Different chip manufacturers have different consistency rules, and much of the new paper describes how to coordinate counters, both within a single core and among cores, to enforce those rules. “Because we have time stamps, that makes it very easy to support different consistency models,” Yu says. “Traditionally, when you don’t have the time stamp, then you need to argue about which event happens first in physical time, and that’s a little bit tricky.”

“The new work is important because it’s directly related to the most popular relaxed-consistency model that’s in current Intel chips,” says Larry Rudolph, a vice president and senior researcher at Two Sigma, a hedge fund that uses artificial-intelligence and distributed-computing techniques to devise trading strategies. “There were many, many different consistency models explored by Sun Microsystems and other companies, most of which are now out of business. Now it’s all Intel. So matching the consistency model that’s popular for the current Intel chips is incredibly important.”

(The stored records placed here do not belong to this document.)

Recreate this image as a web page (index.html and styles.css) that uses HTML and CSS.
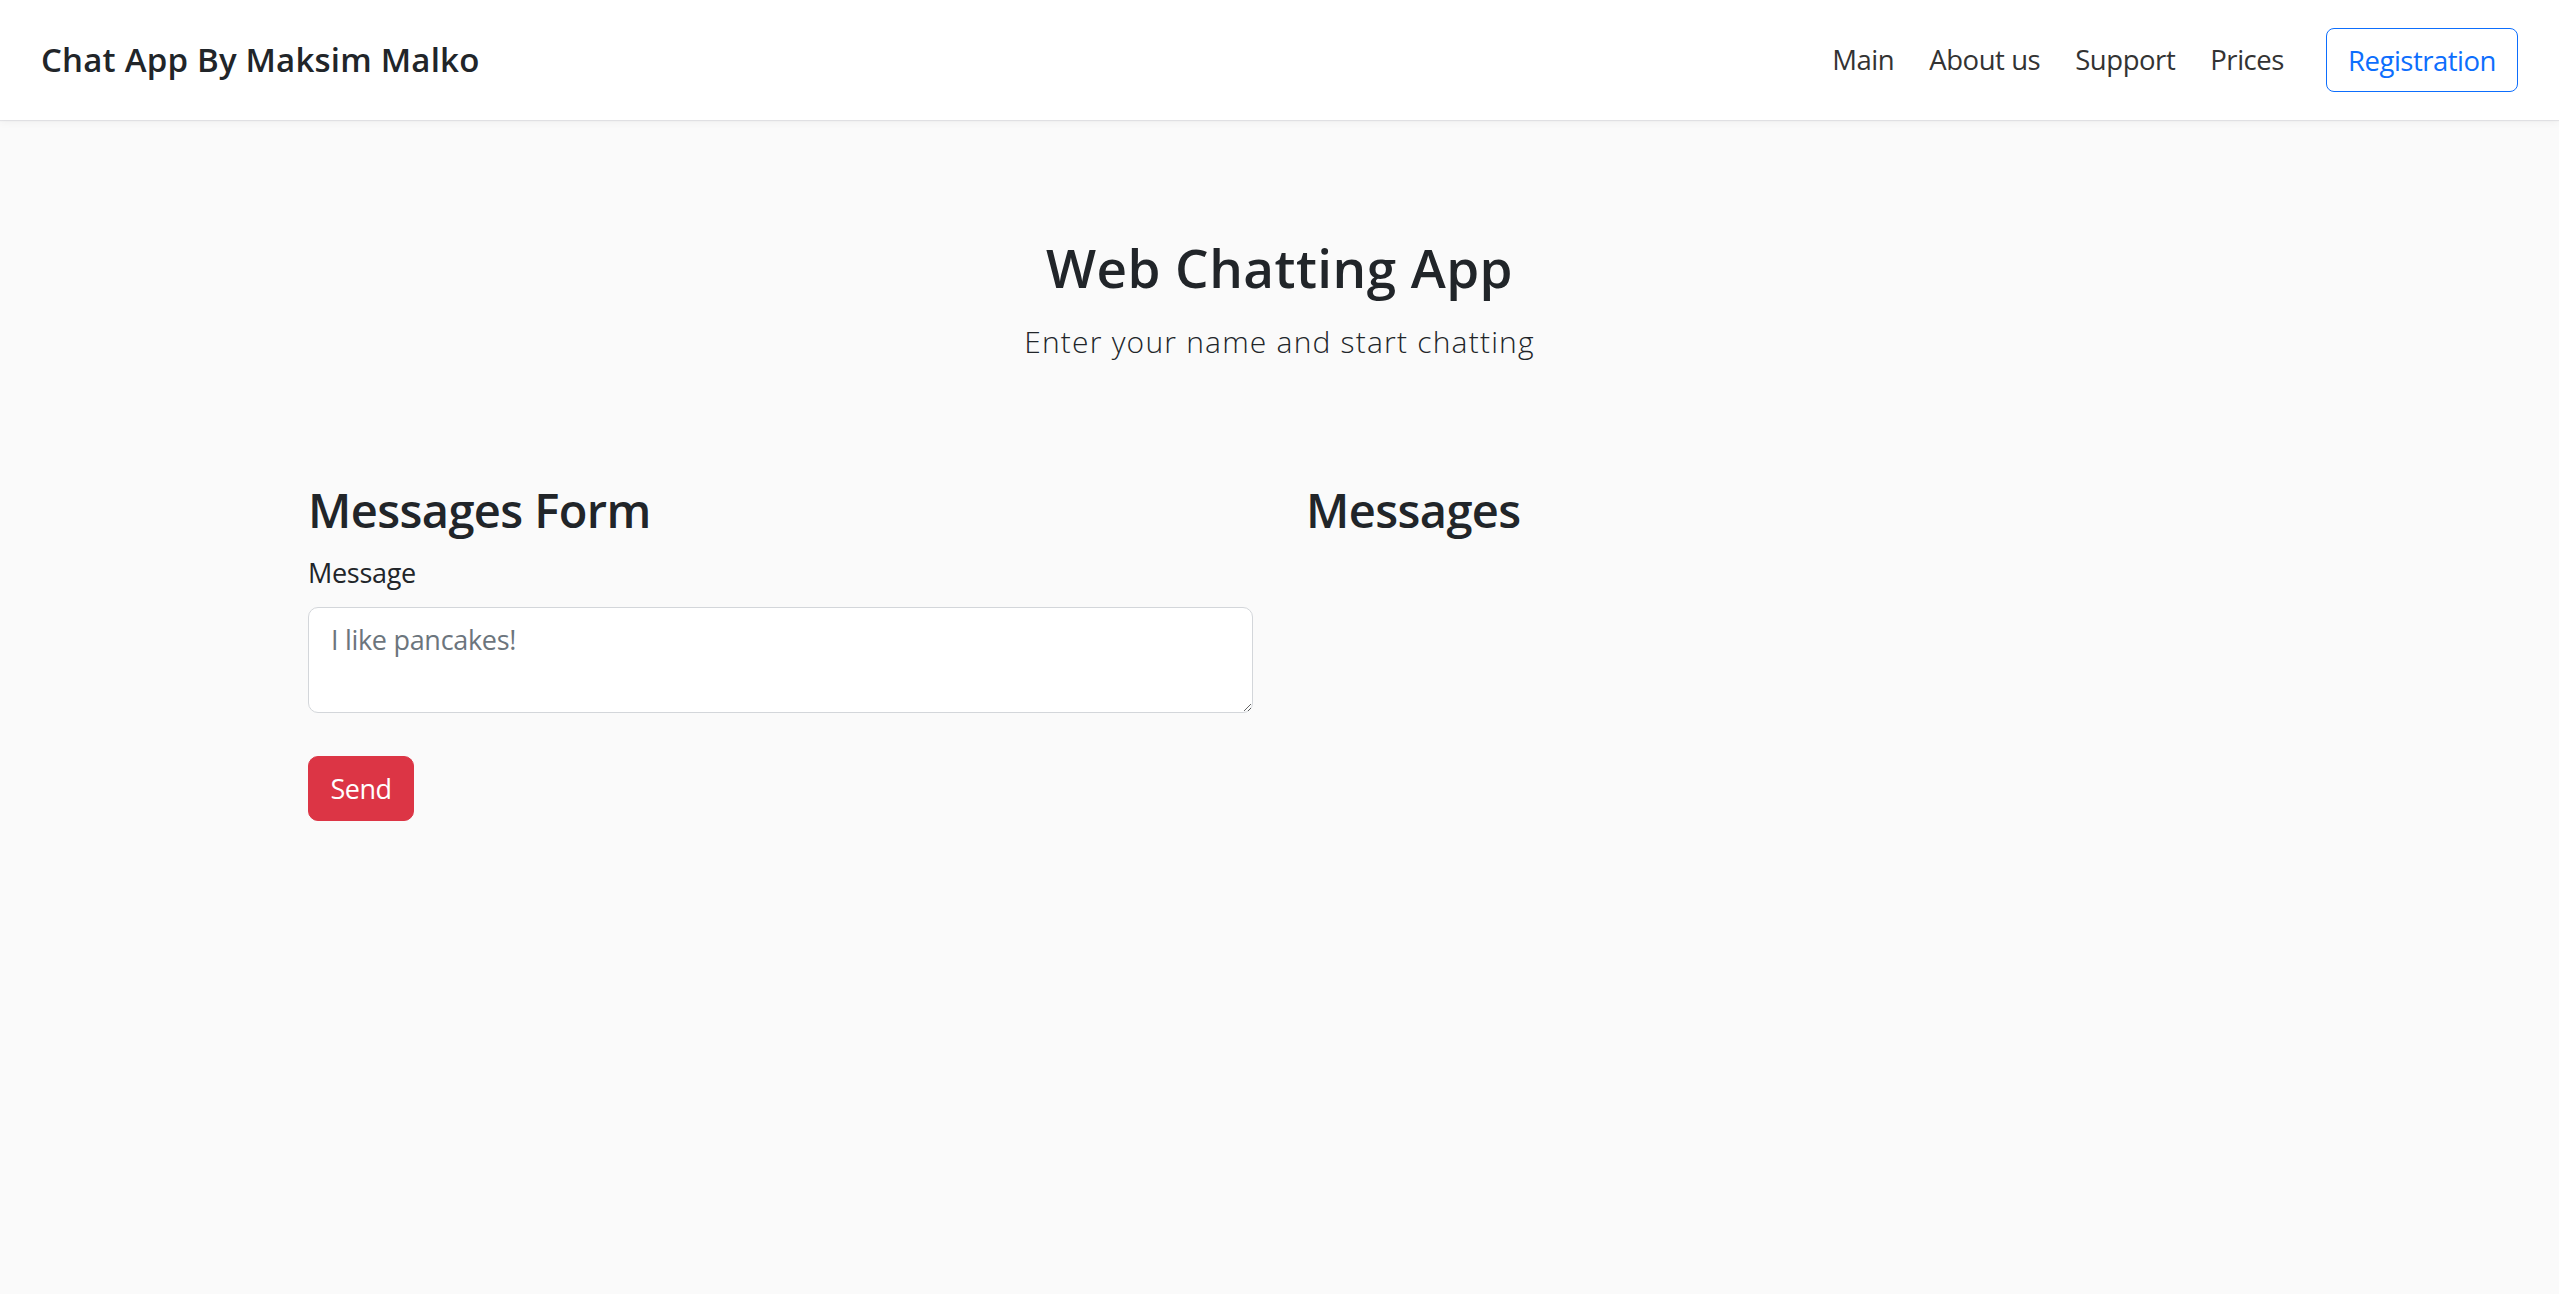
FILE: index.html
```html
<!DOCTYPE html>
<html lang="en">
<head>
<meta charset="utf-8">
<title>Chat App By Maksim Malko</title>
<link rel="stylesheet" href="styles.css">
</head>
<body>
<header class="navbar">
  <a class="brand" href="#">Chat App By Maksim Malko</a>
  <nav class="nav-right">
    <ul class="nav-links">
      <li><a href="#">Main</a></li>
      <li><a href="#">About us</a></li>
      <li><a href="#">Support</a></li>
      <li><a href="#">Prices</a></li>
    </ul>
    <a class="btn-outline" href="#">Registration</a>
  </nav>
</header>
<main>
  <section class="hero">
    <h1 class="hero-title">Web Chatting App</h1>
    <p class="lead">Enter your name and start chatting</p>
  </section>
  <section class="chat">
    <div class="col">
      <h2 class="col-title">Messages Form</h2>
      <form class="form">
        <label class="label" for="msg">Message</label>
        <textarea id="msg" class="textarea" placeholder="I like pancakes!"></textarea>
        <button type="button" class="btn-send">Send</button>
      </form>
    </div>
    <div class="col">
      <h2 class="col-title">Messages</h2>
    </div>
  </section>
</main>
</body>
</html>
```
FILE: styles.css
```css
* { box-sizing: border-box; }
html, body { margin: 0; padding: 0; }
body {
  background: #fafafa;
  color: #212529;
  font-family: "Open Sans", "Noto Sans", sans-serif;
  min-height: 1294px;
}
a { text-decoration: none; }

.navbar {
  height: 120px;
  background: #ffffff;
  display: flex;
  align-items: center;
  justify-content: space-between;
  padding: 0 41px 0 41px;
  box-shadow: 0 1px 1px rgba(0, 0, 40, 0.08), 0 3px 8px rgba(0, 0, 0, 0.04);
  position: relative;
}
.brand {
  font-size: 33px;
  line-height: 40px;
  font-weight: 600;
  color: #212529;
  letter-spacing: 0.2px;
}
.nav-right {
  display: flex;
  align-items: center;
}
.nav-links {
  display: flex;
  list-style: none;
  margin: 0;
  padding: 0;
  gap: 35px;
}
.nav-links a {
  font-size: 27.5px;
  line-height: 40px;
  color: #333333;
  letter-spacing: -0.45px;
}
.btn-outline {
  margin-left: 42px;
  height: 64px;
  width: 192px;
  display: flex;
  align-items: center;
  justify-content: center;
  border: 1px solid #0d6efd;
  border-radius: 8px;
  color: #0d6efd;
  font-size: 27.5px;
  letter-spacing: -0.5px;
}

.hero {
  padding-top: 116px;
  text-align: center;
}
.hero-title {
  margin: 0 0 21px;
  font-size: 53px;
  line-height: 64px;
  font-weight: 600;
  letter-spacing: 0.45px;
}
.lead {
  margin: 0;
  font-size: 30px;
  line-height: 42px;
  font-weight: 300;
  letter-spacing: 1.2px;
}

.chat {
  margin-top: 117px;
  padding: 0 308px;
  display: flex;
  gap: 53px;
}
.col {
  flex: 1 1 0;
  min-width: 0;
}
.col-title {
  margin: 0 0 12px;
  font-size: 47px;
  line-height: 60px;
  font-weight: 600;
  letter-spacing: -0.6px;
}
.form {
  display: flex;
  flex-direction: column;
  align-items: flex-start;
}
.label {
  font-size: 27px;
  line-height: 42px;
  margin-bottom: 13px;
  letter-spacing: -0.3px;
}
.textarea {
  width: 100%;
  height: 106px;
  border: 1px solid #d3d6da;
  border-radius: 10px;
  background: #ffffff;
  padding: 11px 22px;
  font-family: inherit;
  font-size: 27px;
  line-height: 42px;
  color: #212529;
  resize: vertical;
  letter-spacing: -0.3px;
}
.textarea::placeholder { color: #6c757d; }
.btn-send {
  margin-top: 43px;
  width: 106px;
  height: 65px;
  border: 1px solid #dc3545;
  border-radius: 10px;
  background: #dc3545;
  color: #ffffff;
  font-family: inherit;
  font-size: 27px;
  line-height: 42px;
  padding: 0;
  letter-spacing: -0.5px;
}
```
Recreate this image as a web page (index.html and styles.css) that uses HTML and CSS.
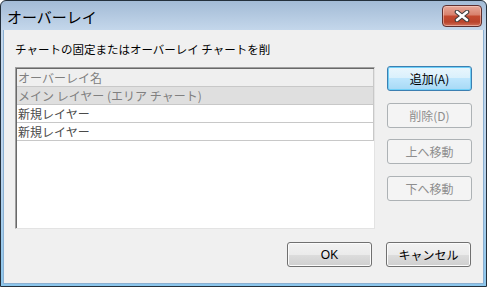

As someone who works with an extensive distributed-computing system, Rudolph believes that Tardis’ greatest appeal is that it offers a unified framework for managing memory at the core level, at the level of the computer network, and at the levels in between. “Today, we have caching in microprocessors, we have the DRAM [dynamic random-access memory] model, and then we have storage, which used to be disk drive,” he says. “So there was a factor of maybe 100 between the time it takes to do a cache access and DRAM access, and then a factor of 10,000 or more to get to disk. With flash [memory] and the new nonvolatile RAMs coming out, there’s going to be a whole hierarchy that’s much nicer. What’s really exciting is that Tardis potentially is a model that will span consistency between processors, storage, and distributed file systems.”